▶ _Problem to work on_: Write out the material again word for word, dropping any images it holds.

▶ _Dataset section_:
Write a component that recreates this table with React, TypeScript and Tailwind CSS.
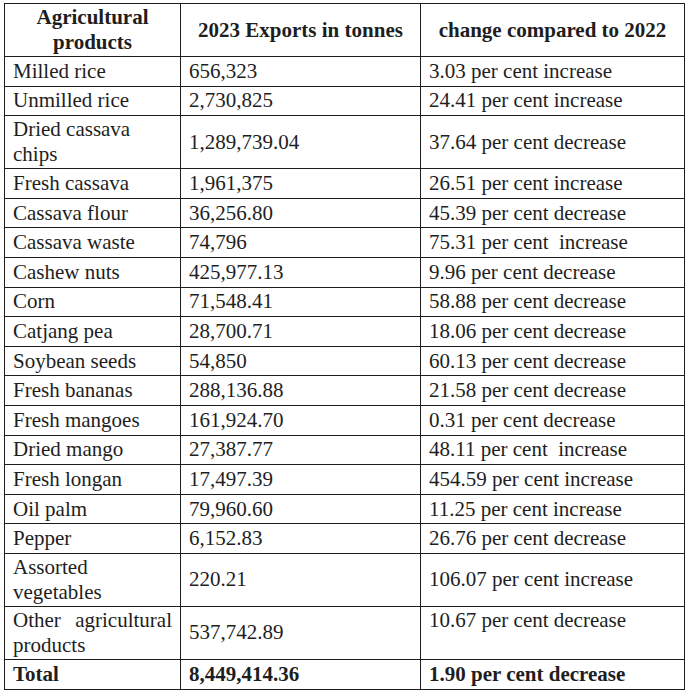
const rows: { name: string; amount: string; change: string; tall?: boolean }[] = [
  { name: "Milled rice", amount: "656,323", change: "3.03 per cent increase" },
  { name: "Unmilled rice", amount: "2,730,825", change: "24.41 per cent increase" },
  { name: "Dried cassava chips", amount: "1,289,739.04", change: "37.64 per cent decrease", tall: true },
  { name: "Fresh cassava", amount: "1,961,375", change: "26.51 per cent increase" },
  { name: "Cassava flour", amount: "36,256.80", change: "45.39 per cent decrease" },
  { name: "Cassava waste", amount: "74,796", change: "75.31 per cent \u00a0increase" },
  { name: "Cashew nuts", amount: "425,977.13", change: "9.96 per cent decrease" },
  { name: "Corn", amount: "71,548.41", change: "58.88 per cent decrease" },
  { name: "Catjang pea", amount: "28,700.71", change: "18.06 per cent decrease" },
  { name: "Soybean seeds", amount: "54,850", change: "60.13 per cent decrease" },
  { name: "Fresh bananas", amount: "288,136.88", change: "21.58 per cent decrease" },
  { name: "Fresh mangoes", amount: "161,924.70", change: "0.31 per cent decrease" },
  { name: "Dried mango", amount: "27,387.77", change: "48.11 per cent \u00a0increase" },
  { name: "Fresh longan", amount: "17,497.39", change: "454.59 per cent increase" },
  { name: "Oil palm", amount: "79,960.60", change: "11.25 per cent increase" },
  { name: "Pepper", amount: "6,152.83", change: "26.76 per cent decrease" },
  { name: "Assorted vegetables", amount: "220.21", change: "106.07 per cent increase", tall: true },
];

const cell = "border border-[#1c1c1c] px-2 py-0 align-middle";

export default function App() {
  return (
    <div className="bg-white w-[688px] h-[692px] pt-[3px] pl-[4px] text-[#1e1e1e] font-['Liberation_Serif',serif] text-[21px] leading-[25px]">
      <table className="border-collapse table-fixed w-[680px]">
        <colgroup>
          <col className="w-[176px]" />
          <col className="w-[240px]" />
          <col className="w-[264px]" />
        </colgroup>
        <thead>
          <tr className="h-[53px] font-bold text-center">
            <th className={cell}>Agricultural products</th>
            <th className={cell}>2023 Exports in tonnes</th>
            <th className={cell}>change compared to 2022</th>
          </tr>
        </thead>
        <tbody>
          {rows.map((r) => (
            <tr key={r.name} className={r.tall ? "h-[53px]" : "h-[29.6px]"}>
              <td className={cell}>{r.name}</td>
              <td className={cell}>{r.amount}</td>
              <td className={cell}>{r.change}</td>
            </tr>
          ))}
          <tr className="h-[53px]">
            <td className={`${cell} text-justify`}>Other agricultural products</td>
            <td className={cell}>537,742.89</td>
            <td className={`${cell} !align-top pt-[1px]`}>10.67 per cent decrease</td>
          </tr>
          <tr className="h-[29.6px] font-bold">
            <td className={cell}>Total</td>
            <td className={cell}>8,449,414.36</td>
            <td className={cell}>1.90 per cent decrease</td>
          </tr>
        </tbody>
      </table>
    </div>
  );
}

▶ _Finished answer_:
Write a component that recreates this table with React, TypeScript and Tailwind CSS.
const rows: { name: string; amount: string; change: string; tall?: boolean }[] = [
  { name: "Milled rice", amount: "656,323", change: "3.03 per cent increase" },
  { name: "Unmilled rice", amount: "2,730,825", change: "24.41 per cent increase" },
  { name: "Dried cassava chips", amount: "1,289,739.04", change: "37.64 per cent decrease", tall: true },
  { name: "Fresh cassava", amount: "1,961,375", change: "26.51 per cent increase" },
  { name: "Cassava flour", amount: "36,256.80", change: "45.39 per cent decrease" },
  { name: "Cassava waste", amount: "74,796", change: "75.31 per cent \u00a0increase" },
  { name: "Cashew nuts", amount: "425,977.13", change: "9.96 per cent decrease" },
  { name: "Corn", amount: "71,548.41", change: "58.88 per cent decrease" },
  { name: "Catjang pea", amount: "28,700.71", change: "18.06 per cent decrease" },
  { name: "Soybean seeds", amount: "54,850", change: "60.13 per cent decrease" },
  { name: "Fresh bananas", amount: "288,136.88", change: "21.58 per cent decrease" },
  { name: "Fresh mangoes", amount: "161,924.70", change: "0.31 per cent decrease" },
  { name: "Dried mango", amount: "27,387.77", change: "48.11 per cent \u00a0increase" },
  { name: "Fresh longan", amount: "17,497.39", change: "454.59 per cent increase" },
  { name: "Oil palm", amount: "79,960.60", change: "11.25 per cent increase" },
  { name: "Pepper", amount: "6,152.83", change: "26.76 per cent decrease" },
  { name: "Assorted vegetables", amount: "220.21", change: "106.07 per cent increase", tall: true },
];

const cell = "border border-[#1c1c1c] px-2 py-0 align-middle";

export default function App() {
  return (
    <div className="bg-white w-[688px] h-[692px] pt-[3px] pl-[4px] text-[#1e1e1e] font-['Liberation_Serif',serif] text-[21px] leading-[25px]">
      <table className="border-collapse table-fixed w-[680px]">
        <colgroup>
          <col className="w-[176px]" />
          <col className="w-[240px]" />
          <col className="w-[264px]" />
        </colgroup>
        <thead>
          <tr className="h-[53px] font-bold text-center">
            <th className={cell}>Agricultural products</th>
            <th className={cell}>2023 Exports in tonnes</th>
            <th className={cell}>change compared to 2022</th>
          </tr>
        </thead>
        <tbody>
          {rows.map((r) => (
            <tr key={r.name} className={r.tall ? "h-[53px]" : "h-[29.6px]"}>
              <td className={cell}>{r.name}</td>
              <td className={cell}>{r.amount}</td>
              <td className={cell}>{r.change}</td>
            </tr>
          ))}
          <tr className="h-[53px]">
            <td className={`${cell} text-justify`}>Other agricultural products</td>
            <td className={cell}>537,742.89</td>
            <td className={`${cell} !align-top pt-[1px]`}>10.67 per cent decrease</td>
          </tr>
          <tr className="h-[29.6px] font-bold">
            <td className={cell}>Total</td>
            <td className={cell}>8,449,414.36</td>
            <td className={cell}>1.90 per cent decrease</td>
          </tr>
        </tbody>
      </table>
    </div>
  );
}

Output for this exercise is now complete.